ANDREA GIANNI
Cronaca

Joussef, morto a 18 anni a San Vittore. In cella nonostante il vizio di mente: “In comunità non c’era posto, ora è troppo tardi”

La detenzione in Libia a 15 anni e l’arrivo in Italia con i piedi legati. Il ragazzo morto carbonizzato non avrebbe dovuto essere dietro le sbarre

Joussef Moktar Loka Barsom, quando era ancora in una comunità del Pavese

Joussef Moktar Loka Barsom, quando era ancora in una comunità del Pavese

Milano – Joussef Moktar Loka Barsom all’età di 15 anni, dopo aver lasciato la sua famiglia in Egitto, era finito in un campo di prigionia in Libia, dove aveva subito violenze. Era arrivato in Italia su un barcone, con mani e piedi legati, senza una rete di parenti ad accoglierlo. Uno dei tanti minori non accompagnati sbarcati sulle coste e finiti a vagare per le strade di Milano, fino ai primi problemi con la giustizia. Nel 2022 il primo arresto per rapina, per aver rubato una bottiglia di vodka in un supermercato e per aver aggredito il vigilante che aveva cercato di bloccarlo. Nel 2023, fuggito da una comunità, aveva strappato il telefono cellulare a una passante perché "voleva chiamare sua mamma". E aveva minacciato con un taglierino alcune persone intervenute per difendere la donna. In entrambi i procedimenti, davanti al Tribunale per i minorenni, era stato assolto per vizio totale di mente, sulla base di una perizia psichiatrica. E nei suoi confronti era stata emessa la misura di sicurezza della detenzione in comunità terapeutica.
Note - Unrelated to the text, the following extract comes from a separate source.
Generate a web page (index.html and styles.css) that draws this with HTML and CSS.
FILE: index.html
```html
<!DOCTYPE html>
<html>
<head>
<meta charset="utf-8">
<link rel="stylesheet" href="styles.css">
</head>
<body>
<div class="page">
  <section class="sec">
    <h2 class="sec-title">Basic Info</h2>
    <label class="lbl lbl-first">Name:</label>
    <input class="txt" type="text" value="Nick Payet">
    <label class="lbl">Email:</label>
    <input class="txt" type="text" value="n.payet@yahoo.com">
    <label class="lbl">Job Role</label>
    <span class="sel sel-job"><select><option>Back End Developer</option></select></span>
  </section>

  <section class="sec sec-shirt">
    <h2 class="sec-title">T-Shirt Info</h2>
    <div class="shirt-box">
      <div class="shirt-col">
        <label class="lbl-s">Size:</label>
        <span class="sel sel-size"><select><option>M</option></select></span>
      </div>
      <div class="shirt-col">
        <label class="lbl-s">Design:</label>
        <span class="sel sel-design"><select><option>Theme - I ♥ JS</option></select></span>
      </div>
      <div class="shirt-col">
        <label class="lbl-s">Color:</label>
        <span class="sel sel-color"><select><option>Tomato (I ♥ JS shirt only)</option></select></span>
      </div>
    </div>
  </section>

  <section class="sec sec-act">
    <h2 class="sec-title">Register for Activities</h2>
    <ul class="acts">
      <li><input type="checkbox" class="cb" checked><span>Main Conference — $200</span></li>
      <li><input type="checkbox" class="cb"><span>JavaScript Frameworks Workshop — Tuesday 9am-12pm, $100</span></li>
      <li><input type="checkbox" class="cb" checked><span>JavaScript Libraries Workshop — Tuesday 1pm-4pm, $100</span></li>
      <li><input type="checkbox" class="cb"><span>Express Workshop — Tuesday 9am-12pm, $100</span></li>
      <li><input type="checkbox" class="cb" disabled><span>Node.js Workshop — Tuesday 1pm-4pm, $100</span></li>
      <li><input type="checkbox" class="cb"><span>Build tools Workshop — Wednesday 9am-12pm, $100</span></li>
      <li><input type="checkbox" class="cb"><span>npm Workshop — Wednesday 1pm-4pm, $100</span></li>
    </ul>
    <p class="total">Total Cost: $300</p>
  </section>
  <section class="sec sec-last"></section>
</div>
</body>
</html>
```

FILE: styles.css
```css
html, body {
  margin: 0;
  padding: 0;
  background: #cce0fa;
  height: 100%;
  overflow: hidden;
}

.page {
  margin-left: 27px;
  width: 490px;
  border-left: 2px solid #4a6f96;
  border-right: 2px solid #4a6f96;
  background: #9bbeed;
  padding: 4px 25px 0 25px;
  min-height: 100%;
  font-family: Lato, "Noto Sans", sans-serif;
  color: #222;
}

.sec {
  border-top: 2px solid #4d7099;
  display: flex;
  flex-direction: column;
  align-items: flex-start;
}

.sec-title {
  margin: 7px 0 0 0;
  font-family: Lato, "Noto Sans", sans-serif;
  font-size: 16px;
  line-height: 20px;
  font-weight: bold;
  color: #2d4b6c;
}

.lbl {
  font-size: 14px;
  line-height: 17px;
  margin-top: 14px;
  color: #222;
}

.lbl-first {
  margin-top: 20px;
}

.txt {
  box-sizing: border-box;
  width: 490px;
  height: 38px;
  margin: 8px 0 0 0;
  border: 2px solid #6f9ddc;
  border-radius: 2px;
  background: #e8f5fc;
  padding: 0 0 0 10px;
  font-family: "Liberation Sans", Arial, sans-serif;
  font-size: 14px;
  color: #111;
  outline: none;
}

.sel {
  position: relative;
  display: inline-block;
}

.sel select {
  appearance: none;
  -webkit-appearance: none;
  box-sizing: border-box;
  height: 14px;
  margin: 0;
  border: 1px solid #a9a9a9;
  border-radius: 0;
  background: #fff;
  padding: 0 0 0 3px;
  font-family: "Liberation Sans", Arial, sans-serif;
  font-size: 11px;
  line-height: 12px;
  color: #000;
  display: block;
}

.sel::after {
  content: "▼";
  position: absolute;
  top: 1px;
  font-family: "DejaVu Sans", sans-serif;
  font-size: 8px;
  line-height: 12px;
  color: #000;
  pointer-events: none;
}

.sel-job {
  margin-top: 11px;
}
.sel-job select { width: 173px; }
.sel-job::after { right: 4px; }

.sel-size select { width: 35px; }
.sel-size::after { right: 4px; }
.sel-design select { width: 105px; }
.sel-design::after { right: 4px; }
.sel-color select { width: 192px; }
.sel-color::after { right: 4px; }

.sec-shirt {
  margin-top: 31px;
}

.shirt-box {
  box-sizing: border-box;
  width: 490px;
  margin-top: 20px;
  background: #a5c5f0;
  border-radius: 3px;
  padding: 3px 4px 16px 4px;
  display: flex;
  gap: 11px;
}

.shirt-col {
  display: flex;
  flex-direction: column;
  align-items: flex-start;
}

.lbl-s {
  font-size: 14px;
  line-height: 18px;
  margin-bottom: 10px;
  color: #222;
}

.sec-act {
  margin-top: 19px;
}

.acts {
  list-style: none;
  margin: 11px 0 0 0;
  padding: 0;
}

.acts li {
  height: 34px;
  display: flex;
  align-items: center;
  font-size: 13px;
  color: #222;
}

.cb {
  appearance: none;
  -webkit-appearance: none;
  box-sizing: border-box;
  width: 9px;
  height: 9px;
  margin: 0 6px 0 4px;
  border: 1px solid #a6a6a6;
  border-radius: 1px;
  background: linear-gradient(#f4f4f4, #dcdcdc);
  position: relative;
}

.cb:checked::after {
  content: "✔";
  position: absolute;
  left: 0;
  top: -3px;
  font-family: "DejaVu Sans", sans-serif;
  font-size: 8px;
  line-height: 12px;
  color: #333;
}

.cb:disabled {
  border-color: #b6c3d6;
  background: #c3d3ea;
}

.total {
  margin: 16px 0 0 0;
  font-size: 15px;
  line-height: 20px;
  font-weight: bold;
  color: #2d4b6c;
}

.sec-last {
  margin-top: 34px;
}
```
A luglio l’ingresso, sempre per una rapina da strada, nel carcere di San Vittore dove la notte fra giovedì e venerdì ha perso la vita, vittima a 18 anni dell’incendio divampato nella cella che condivideva con un altro detenuto, ora indagato per omicidio colposo. "Non avrebbe dovuto stare in carcere – spiega l’avvocato Monica Bonessa, che lo assisteva prima che il ragazzo raggiungesse la maggiore età – ma nelle comunità terapeutiche non c’era posto, ed è finito in lista d’attesa. È stato anche chiesto il ricovero ospedaliero, il suo attuale legale (l’avvocato Marco Ciocchetta, ndr) ha chiesto più volte il trasferimento dal carcere, proprio per la sua condizione clinica incompatibile con il regime carcerario. Ci siamo spesi in tutti i modi perché non rimanesse lì ma purtroppo non è stato fatto nulla, e ora è troppo tardi per intervenire".
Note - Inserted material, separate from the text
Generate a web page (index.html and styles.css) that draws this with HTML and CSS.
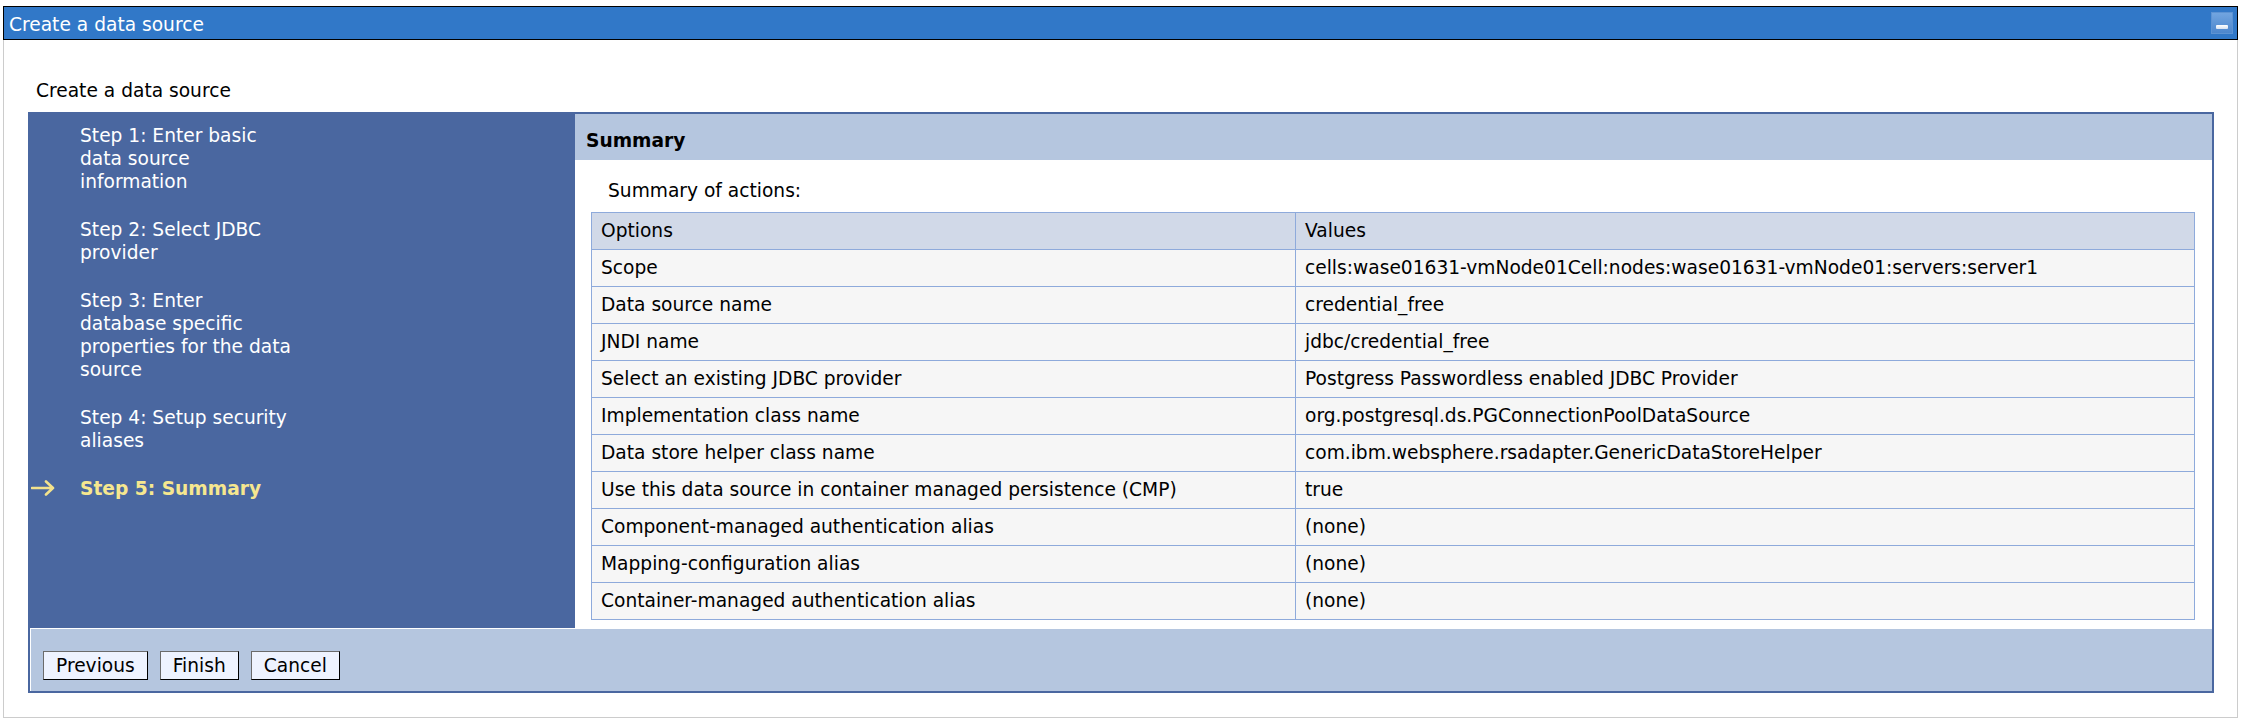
FILE: index.html
```html
<!DOCTYPE html>
<html lang="en">
<head>
<meta charset="utf-8">
<title>Create a data source</title>
<link rel="stylesheet" href="styles.css">
</head>
<body>
<div class="window">
  <div class="titlebar">
    <span class="title-text">Create a data source</span>
    <span class="minimize" title="Minimize"><span class="minimize-bar"></span></span>
  </div>
  <div class="panel">
    <div class="page-title">Create a data source</div>
    <div class="wizard">
      <div class="wizard-main">
        <ul class="steps">
          <li class="step"><span class="marker"></span><span class="step-text">Step 1: Enter basic<br>data source<br>information</span></li>
          <li class="step"><span class="marker"></span><span class="step-text">Step 2: Select JDBC<br>provider</span></li>
          <li class="step"><span class="marker"></span><span class="step-text">Step 3: Enter<br>database specific<br>properties for the data<br>source</span></li>
          <li class="step"><span class="marker"></span><span class="step-text">Step 4: Setup security<br>aliases</span></li>
          <li class="step current"><span class="marker"><svg class="arrow" width="25" height="16" viewBox="0 0 25 16"><path d="M1 8 H22 M15 1.5 L22 8 L15 14.5" fill="none" stroke="#f3e28c" stroke-width="2.6" stroke-linecap="round" stroke-linejoin="round"/></svg></span><span class="step-text">Step 5: Summary</span></li>
        </ul>
        <div class="pane">
          <div class="pane-header">Summary</div>
          <div class="pane-body">
            <div class="intro">Summary of actions:</div>
            <table class="summary">
              <colgroup><col class="col-opt"><col class="col-val"></colgroup>
              <thead>
                <tr><th>Options</th><th>Values</th></tr>
              </thead>
              <tbody>
                <tr><td>Scope</td><td>cells:wase01631-vmNode01Cell:nodes:wase01631-vmNode01:servers:server1</td></tr>
                <tr><td>Data source name</td><td>credential_free</td></tr>
                <tr><td>JNDI name</td><td>jdbc/credential_free</td></tr>
                <tr><td>Select an existing JDBC provider</td><td>Postgress Passwordless enabled JDBC Provider</td></tr>
                <tr><td>Implementation class name</td><td>org.postgresql.ds.PGConnectionPoolDataSource</td></tr>
                <tr><td>Data store helper class name</td><td>com.ibm.websphere.rsadapter.GenericDataStoreHelper</td></tr>
                <tr><td>Use this data source in container managed persistence (CMP)</td><td>true</td></tr>
                <tr><td>Component-managed authentication alias</td><td>(none)</td></tr>
                <tr><td>Mapping-configuration alias</td><td>(none)</td></tr>
                <tr><td>Container-managed authentication alias</td><td>(none)</td></tr>
              </tbody>
            </table>
          </div>
        </div>
      </div>
      <div class="wizard-footer">
        <button class="btn" type="button">Previous</button>
        <button class="btn" type="button">Finish</button>
        <button class="btn" type="button">Cancel</button>
      </div>
    </div>
  </div>
</div>
</body>
</html>
```
FILE: styles.css
```css
html, body {
  margin: 0;
  padding: 0;
  background: #ffffff;
}

body {
  font-family: "DejaVu Sans", Verdana, sans-serif;
  font-size: 18.64px;
  color: #000;
}

.window {
  margin: 6px 10px 0 3px;
}

.titlebar {
  box-sizing: border-box;
  height: 34px;
  background: #3178c8;
  border: 1px solid #000;
  display: flex;
  align-items: center;
  justify-content: space-between;
  padding: 0 4px 0 5px;
  color: #fff;
}

.title-text {
  line-height: 22px;
  padding-top: 3px;
}

.minimize {
  box-sizing: border-box;
  width: 22px;
  height: 22px;
  background: linear-gradient(#71a5e0, #4d87cd);
  border: 1px solid #5d93d3;
  display: flex;
  align-items: flex-end;
  justify-content: center;
  padding-bottom: 4px;
}

.minimize-bar {
  display: block;
  width: 12px;
  height: 4px;
  background: linear-gradient(#ffffff, #d6e2f2);
  border-radius: 1px;
}

.panel {
  box-sizing: border-box;
  height: 678px;
  border: 1px solid #cccccc;
  border-top: none;
  padding: 40px 23px 0 24px;
}

.page-title {
  line-height: 22px;
  padding-left: 8px;
  margin-bottom: 10px;
}

.wizard {
  border: 2px solid #4a67a0;
  background: #4a67a0;
}

.wizard-main {
  display: flex;
  align-items: stretch;
}

.steps {
  list-style: none;
  margin: 0;
  padding: 10px 0 0 0;
  width: 545px;
  flex: none;
  background: #4a67a0;
  color: #ffffff;
}

.step {
  display: flex;
  align-items: flex-start;
  line-height: 23px;
  margin-bottom: 25px;
}

.marker {
  width: 49px;
  flex: none;
  display: flex;
  padding-left: 1px;
}

.arrow {
  display: block;
  margin-top: 3px;
}

.step.current .step-text {
  color: #f6e78f;
  font-weight: bold;
}

.pane {
  flex: 1;
  background: #ffffff;
}

.pane-header {
  background: #b5c6df;
  font-weight: bold;
  line-height: 22px;
  padding: 16px 11px 8px;
}

.pane-body {
  padding: 20px 17px 8px 16px;
}

.intro {
  line-height: 22px;
  padding-left: 17px;
  margin-bottom: 10px;
}

.summary {
  width: 100%;
  border-collapse: collapse;
  table-layout: fixed;
}

.col-opt {
  width: 704px;
}

.summary th,
.summary td {
  border: 1px solid #8eaadb;
  line-height: 36px;
  height: 36px;
  padding: 0 9px;
  text-align: left;
  font-weight: normal;
  white-space: nowrap;
  box-sizing: border-box;
}

.summary th {
  background: #d1d9e8;
}

.summary td {
  background: #f6f6f6;
}

.wizard-footer {
  background: #b5c6df;
  border-top: 1px solid #ffffff;
  border-left: 1px solid #ffffff;
  padding: 22px 12px 11px 12px;
  display: flex;
  gap: 12px;
}

.btn {
  box-sizing: border-box;
  height: 29px;
  padding: 0 12px;
  font-family: "DejaVu Sans", Verdana, sans-serif;
  font-size: 18.64px;
  line-height: 27px;
  color: #000;
  background: #eef3ff;
  border: 1px solid;
  border-color: #6b6b6b #000 #000 #6b6b6b;
  border-radius: 0;
}
```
Un ragazzo totalmente analfabeta, senza legami in Italia, che "non riusciva a parlare dell’esperienza vissuta in Libia". Era entrato in comunità e si era allontanato più volte, uscendo dai radar e conducendo un’esistenza da senza fissa dimora sulle strade di Milano. Era in carico all’Uonpia, l’unità che si occupa della cura dei disturbi neuropsichiatrici e psicologici di pazienti di età compresa fra 0 e 18 anni.

"Gli era stato diagnosticato un politrauma in un quadro clinico grave – prosegue l’avvocato Bonessa – ed era stato ritenuto socialmente pericoloso per sé e per gli altri. È grave il fatto che una persona con questo profilo sia stata lasciata in carcere". Joussef Moktar Loka Barsom è rimasto vittima di un incendio causato dalla combustione di un materasso che era stato portato in bagno. Ad attirare l’attenzione degli agenti sono state le grida del compagno di cella, rimasto completamente illeso e ora indagato per omicidio colposo, per svolgere tutti gli accertamenti necessari nell’ambito dell’inchiesta aperta dal pm Carlo Scalas. Non si esclude che il rogo appiccato al materasso potesse essere una forma di protesta, compiuta da entrambi e finita in tragedia. Una dinamica ancora da ricostruire, attraverso i rilievi della polizia scientifica e anche la testimonianza del compagno di cella, ascoltato dagli inquirenti.